Есть в романе Гашека глава «Духовное напутствие». Швейк после переодевания в форму русского солдата сидит под арестом, и ему грозит виселица, а фельдкурат Мартинец, хватив изрядную дозу хмельного, загорается желанием посетить его и обратиться к нему со словами последнего утешения. Швейк встречает священника как нового арестанта, которого посадили к нему в камеру, и с бесцеремонной фамильярностью обрушивает на него целый поток вульгарной болтовни (фельдкурат в конце концов пулей вылетает из камеры в полной уверенности, что имел дело с умалишенным). Но к средствам поэтики относится в данном случае не только то, что есть в тексте, но и то, чего в нем нет. А нет в нем довольно существенной информации. На протяжении всей главы хранится молчание о том, было поведение Швейка вызвано тем, что он на самом деле принял фельдкурата за арестанта, или же только притворялся, что не понял цели его визита и разыграл его. Опять-таки в положении разыгрываемого оказывается и читатель.

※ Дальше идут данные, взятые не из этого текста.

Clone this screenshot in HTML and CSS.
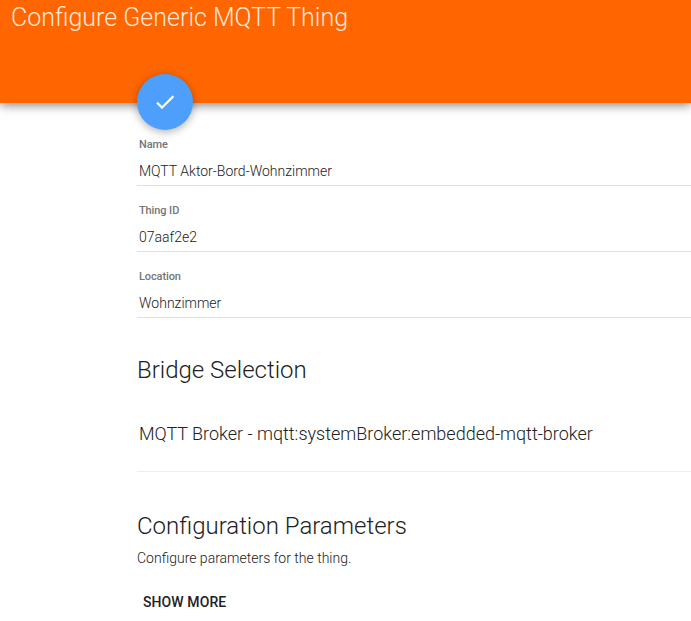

Порой поведение Швейка настолько загадочно, что вроде бы даже и концы не сходятся с концами. Иногда оно вне всякого сомнения — хитрая маска. Ярчайший пример — его поединок с чиновником из полицейского управления, которому сообщили, что Швейк, проходя под конвоем мимо толпы, читавшей императорский манифест об объявлении войны, воскликнул: «Да здравствует император Франц Иосиф!» — вызвав всеобщий смех. «Я не мог оставаться в бездействии, — объяснял Швейк, уставя свои добрые глаза на инквизитора. — Я пришел в волнение, увидя, что все читают этот манифест о войне и не проявляют никаких признаков радости. Ни победных кликов, ни «ура»… вообще ничего, господин советник. Словно их это никак не касается (сколько издевательства скрыто в этих сообщениях! — С. Н.). Тут уж я, старый солдат девяносто первого полка, не выдержал и прокричал эти слова. Будь вы на моем месте (т. е. на месте арестованного! — С. Н.), вы, наверное, поступили бы точно так же. Война так война, ничего не поделаешь, — мы должны ее довести до победного конца, должны постоянно провозглашать славу государю императору. Никто меня в этом не разубедит (полицейский комиссар ставится в положение человека, пытающегося разубедить Швейка в его верноподданнических чувствах! — С. Н.).